*Given request*
The data below should be printed in full, exactly, and without any of its images.

*Source excerpt*
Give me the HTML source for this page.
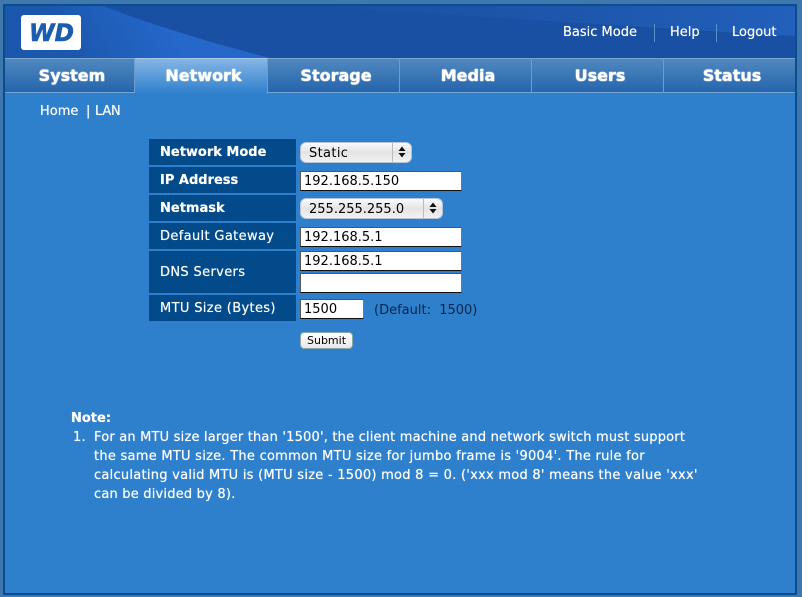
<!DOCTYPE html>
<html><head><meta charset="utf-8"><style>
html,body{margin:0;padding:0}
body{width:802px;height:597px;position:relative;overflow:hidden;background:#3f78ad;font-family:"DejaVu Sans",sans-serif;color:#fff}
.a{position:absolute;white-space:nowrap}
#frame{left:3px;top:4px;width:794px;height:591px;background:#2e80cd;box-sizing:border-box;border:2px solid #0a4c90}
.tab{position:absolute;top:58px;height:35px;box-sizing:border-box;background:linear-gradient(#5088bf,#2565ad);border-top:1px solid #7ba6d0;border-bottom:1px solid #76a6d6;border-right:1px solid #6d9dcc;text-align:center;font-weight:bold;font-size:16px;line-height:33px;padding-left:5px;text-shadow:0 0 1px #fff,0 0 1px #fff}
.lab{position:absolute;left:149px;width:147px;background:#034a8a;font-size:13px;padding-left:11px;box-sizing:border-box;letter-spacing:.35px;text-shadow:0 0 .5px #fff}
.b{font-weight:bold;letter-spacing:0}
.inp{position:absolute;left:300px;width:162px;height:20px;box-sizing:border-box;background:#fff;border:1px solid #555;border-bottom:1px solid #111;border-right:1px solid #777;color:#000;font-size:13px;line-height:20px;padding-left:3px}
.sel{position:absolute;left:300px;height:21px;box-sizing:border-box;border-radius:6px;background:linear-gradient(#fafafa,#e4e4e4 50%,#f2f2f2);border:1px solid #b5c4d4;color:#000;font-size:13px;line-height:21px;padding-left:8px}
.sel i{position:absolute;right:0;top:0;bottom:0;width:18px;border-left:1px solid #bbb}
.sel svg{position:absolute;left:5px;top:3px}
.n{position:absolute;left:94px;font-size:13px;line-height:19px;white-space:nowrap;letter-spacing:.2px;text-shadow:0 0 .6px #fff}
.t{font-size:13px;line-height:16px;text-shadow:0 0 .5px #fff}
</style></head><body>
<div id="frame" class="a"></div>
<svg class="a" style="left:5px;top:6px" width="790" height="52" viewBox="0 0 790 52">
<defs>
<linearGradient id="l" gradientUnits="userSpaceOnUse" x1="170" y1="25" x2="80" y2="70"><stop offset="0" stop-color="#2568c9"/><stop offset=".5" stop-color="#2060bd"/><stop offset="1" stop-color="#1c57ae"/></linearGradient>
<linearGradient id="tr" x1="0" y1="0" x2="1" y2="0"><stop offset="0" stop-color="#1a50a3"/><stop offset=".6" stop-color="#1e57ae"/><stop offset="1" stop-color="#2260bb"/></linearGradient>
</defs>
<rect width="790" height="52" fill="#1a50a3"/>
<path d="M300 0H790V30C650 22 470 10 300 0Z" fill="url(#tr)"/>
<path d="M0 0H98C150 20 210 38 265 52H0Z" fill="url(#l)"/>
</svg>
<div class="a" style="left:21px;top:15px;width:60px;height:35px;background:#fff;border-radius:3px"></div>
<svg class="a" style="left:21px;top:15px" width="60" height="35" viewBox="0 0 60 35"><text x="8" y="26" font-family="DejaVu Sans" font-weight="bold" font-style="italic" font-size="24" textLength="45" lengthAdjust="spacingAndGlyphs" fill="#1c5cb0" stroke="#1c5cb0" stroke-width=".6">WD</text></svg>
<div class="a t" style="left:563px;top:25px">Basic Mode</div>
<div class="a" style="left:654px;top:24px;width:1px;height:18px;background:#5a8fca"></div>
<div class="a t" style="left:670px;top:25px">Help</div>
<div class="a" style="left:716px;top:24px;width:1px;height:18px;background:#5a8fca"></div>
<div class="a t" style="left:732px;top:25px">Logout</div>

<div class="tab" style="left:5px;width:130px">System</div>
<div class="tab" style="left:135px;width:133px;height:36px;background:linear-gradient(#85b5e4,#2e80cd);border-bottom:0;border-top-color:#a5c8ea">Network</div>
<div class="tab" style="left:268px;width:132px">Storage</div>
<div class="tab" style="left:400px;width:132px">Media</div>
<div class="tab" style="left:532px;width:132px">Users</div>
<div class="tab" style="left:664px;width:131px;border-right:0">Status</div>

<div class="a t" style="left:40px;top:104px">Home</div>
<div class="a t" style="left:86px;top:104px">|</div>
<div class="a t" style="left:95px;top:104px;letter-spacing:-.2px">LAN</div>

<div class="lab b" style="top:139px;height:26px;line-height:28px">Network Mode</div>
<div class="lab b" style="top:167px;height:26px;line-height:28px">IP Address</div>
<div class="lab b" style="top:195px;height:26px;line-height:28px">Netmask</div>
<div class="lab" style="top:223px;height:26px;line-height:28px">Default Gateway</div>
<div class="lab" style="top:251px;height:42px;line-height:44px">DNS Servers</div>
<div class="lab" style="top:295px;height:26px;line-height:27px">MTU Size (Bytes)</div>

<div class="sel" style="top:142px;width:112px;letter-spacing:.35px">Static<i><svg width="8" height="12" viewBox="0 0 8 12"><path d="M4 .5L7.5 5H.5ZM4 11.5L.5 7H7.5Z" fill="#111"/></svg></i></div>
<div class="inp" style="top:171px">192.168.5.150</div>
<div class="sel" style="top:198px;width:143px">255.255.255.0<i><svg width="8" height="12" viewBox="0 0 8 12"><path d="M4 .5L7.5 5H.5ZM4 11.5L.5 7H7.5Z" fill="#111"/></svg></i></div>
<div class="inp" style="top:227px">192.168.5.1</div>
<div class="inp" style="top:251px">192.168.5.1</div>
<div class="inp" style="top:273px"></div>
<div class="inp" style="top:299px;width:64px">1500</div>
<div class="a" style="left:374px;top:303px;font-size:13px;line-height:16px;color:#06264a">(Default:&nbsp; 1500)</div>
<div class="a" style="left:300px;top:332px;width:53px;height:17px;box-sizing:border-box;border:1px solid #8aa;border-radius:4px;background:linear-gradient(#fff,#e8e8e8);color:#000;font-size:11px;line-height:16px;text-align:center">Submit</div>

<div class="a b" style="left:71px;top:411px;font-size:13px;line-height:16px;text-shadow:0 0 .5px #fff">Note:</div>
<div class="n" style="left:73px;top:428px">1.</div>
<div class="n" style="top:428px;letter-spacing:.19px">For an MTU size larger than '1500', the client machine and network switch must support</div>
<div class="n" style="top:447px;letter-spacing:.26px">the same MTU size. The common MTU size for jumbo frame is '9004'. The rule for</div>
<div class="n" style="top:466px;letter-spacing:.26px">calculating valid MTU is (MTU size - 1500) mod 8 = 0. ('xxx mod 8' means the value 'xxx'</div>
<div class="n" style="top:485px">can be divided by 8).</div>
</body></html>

*Completed exercise*
Give me the HTML source for this page.
<!DOCTYPE html>
<html><head><meta charset="utf-8"><style>
html,body{margin:0;padding:0}
body{width:802px;height:597px;position:relative;overflow:hidden;background:#3f78ad;font-family:"DejaVu Sans",sans-serif;color:#fff}
.a{position:absolute;white-space:nowrap}
#frame{left:3px;top:4px;width:794px;height:591px;background:#2e80cd;box-sizing:border-box;border:2px solid #0a4c90}
.tab{position:absolute;top:58px;height:35px;box-sizing:border-box;background:linear-gradient(#5088bf,#2565ad);border-top:1px solid #7ba6d0;border-bottom:1px solid #76a6d6;border-right:1px solid #6d9dcc;text-align:center;font-weight:bold;font-size:16px;line-height:33px;padding-left:5px;text-shadow:0 0 1px #fff,0 0 1px #fff}
.lab{position:absolute;left:149px;width:147px;background:#034a8a;font-size:13px;padding-left:11px;box-sizing:border-box;letter-spacing:.35px;text-shadow:0 0 .5px #fff}
.b{font-weight:bold;letter-spacing:0}
.inp{position:absolute;left:300px;width:162px;height:20px;box-sizing:border-box;background:#fff;border:1px solid #555;border-bottom:1px solid #111;border-right:1px solid #777;color:#000;font-size:13px;line-height:20px;padding-left:3px}
.sel{position:absolute;left:300px;height:21px;box-sizing:border-box;border-radius:6px;background:linear-gradient(#fafafa,#e4e4e4 50%,#f2f2f2);border:1px solid #b5c4d4;color:#000;font-size:13px;line-height:21px;padding-left:8px}
.sel i{position:absolute;right:0;top:0;bottom:0;width:18px;border-left:1px solid #bbb}
.sel svg{position:absolute;left:5px;top:3px}
.n{position:absolute;left:94px;font-size:13px;line-height:19px;white-space:nowrap;letter-spacing:.2px;text-shadow:0 0 .6px #fff}
.t{font-size:13px;line-height:16px;text-shadow:0 0 .5px #fff}
</style></head><body>
<div id="frame" class="a"></div>
<svg class="a" style="left:5px;top:6px" width="790" height="52" viewBox="0 0 790 52">
<defs>
<linearGradient id="l" gradientUnits="userSpaceOnUse" x1="170" y1="25" x2="80" y2="70"><stop offset="0" stop-color="#2568c9"/><stop offset=".5" stop-color="#2060bd"/><stop offset="1" stop-color="#1c57ae"/></linearGradient>
<linearGradient id="tr" x1="0" y1="0" x2="1" y2="0"><stop offset="0" stop-color="#1a50a3"/><stop offset=".6" stop-color="#1e57ae"/><stop offset="1" stop-color="#2260bb"/></linearGradient>
</defs>
<rect width="790" height="52" fill="#1a50a3"/>
<path d="M300 0H790V30C650 22 470 10 300 0Z" fill="url(#tr)"/>
<path d="M0 0H98C150 20 210 38 265 52H0Z" fill="url(#l)"/>
</svg>
<div class="a" style="left:21px;top:15px;width:60px;height:35px;background:#fff;border-radius:3px"></div>
<svg class="a" style="left:21px;top:15px" width="60" height="35" viewBox="0 0 60 35"><text x="8" y="26" font-family="DejaVu Sans" font-weight="bold" font-style="italic" font-size="24" textLength="45" lengthAdjust="spacingAndGlyphs" fill="#1c5cb0" stroke="#1c5cb0" stroke-width=".6">WD</text></svg>
<div class="a t" style="left:563px;top:25px">Basic Mode</div>
<div class="a" style="left:654px;top:24px;width:1px;height:18px;background:#5a8fca"></div>
<div class="a t" style="left:670px;top:25px">Help</div>
<div class="a" style="left:716px;top:24px;width:1px;height:18px;background:#5a8fca"></div>
<div class="a t" style="left:732px;top:25px">Logout</div>

<div class="tab" style="left:5px;width:130px">System</div>
<div class="tab" style="left:135px;width:133px;height:36px;background:linear-gradient(#85b5e4,#2e80cd);border-bottom:0;border-top-color:#a5c8ea">Network</div>
<div class="tab" style="left:268px;width:132px">Storage</div>
<div class="tab" style="left:400px;width:132px">Media</div>
<div class="tab" style="left:532px;width:132px">Users</div>
<div class="tab" style="left:664px;width:131px;border-right:0">Status</div>

<div class="a t" style="left:40px;top:104px">Home</div>
<div class="a t" style="left:86px;top:104px">|</div>
<div class="a t" style="left:95px;top:104px;letter-spacing:-.2px">LAN</div>

<div class="lab b" style="top:139px;height:26px;line-height:28px">Network Mode</div>
<div class="lab b" style="top:167px;height:26px;line-height:28px">IP Address</div>
<div class="lab b" style="top:195px;height:26px;line-height:28px">Netmask</div>
<div class="lab" style="top:223px;height:26px;line-height:28px">Default Gateway</div>
<div class="lab" style="top:251px;height:42px;line-height:44px">DNS Servers</div>
<div class="lab" style="top:295px;height:26px;line-height:27px">MTU Size (Bytes)</div>

<div class="sel" style="top:142px;width:112px;letter-spacing:.35px">Static<i><svg width="8" height="12" viewBox="0 0 8 12"><path d="M4 .5L7.5 5H.5ZM4 11.5L.5 7H7.5Z" fill="#111"/></svg></i></div>
<div class="inp" style="top:171px">192.168.5.150</div>
<div class="sel" style="top:198px;width:143px">255.255.255.0<i><svg width="8" height="12" viewBox="0 0 8 12"><path d="M4 .5L7.5 5H.5ZM4 11.5L.5 7H7.5Z" fill="#111"/></svg></i></div>
<div class="inp" style="top:227px">192.168.5.1</div>
<div class="inp" style="top:251px">192.168.5.1</div>
<div class="inp" style="top:273px"></div>
<div class="inp" style="top:299px;width:64px">1500</div>
<div class="a" style="left:374px;top:303px;font-size:13px;line-height:16px;color:#06264a">(Default:&nbsp; 1500)</div>
<div class="a" style="left:300px;top:332px;width:53px;height:17px;box-sizing:border-box;border:1px solid #8aa;border-radius:4px;background:linear-gradient(#fff,#e8e8e8);color:#000;font-size:11px;line-height:16px;text-align:center">Submit</div>

<div class="a b" style="left:71px;top:411px;font-size:13px;line-height:16px;text-shadow:0 0 .5px #fff">Note:</div>
<div class="n" style="left:73px;top:428px">1.</div>
<div class="n" style="top:428px;letter-spacing:.19px">For an MTU size larger than '1500', the client machine and network switch must support</div>
<div class="n" style="top:447px;letter-spacing:.26px">the same MTU size. The common MTU size for jumbo frame is '9004'. The rule for</div>
<div class="n" style="top:466px;letter-spacing:.26px">calculating valid MTU is (MTU size - 1500) mod 8 = 0. ('xxx mod 8' means the value 'xxx'</div>
<div class="n" style="top:485px">can be divided by 8).</div>
</body></html>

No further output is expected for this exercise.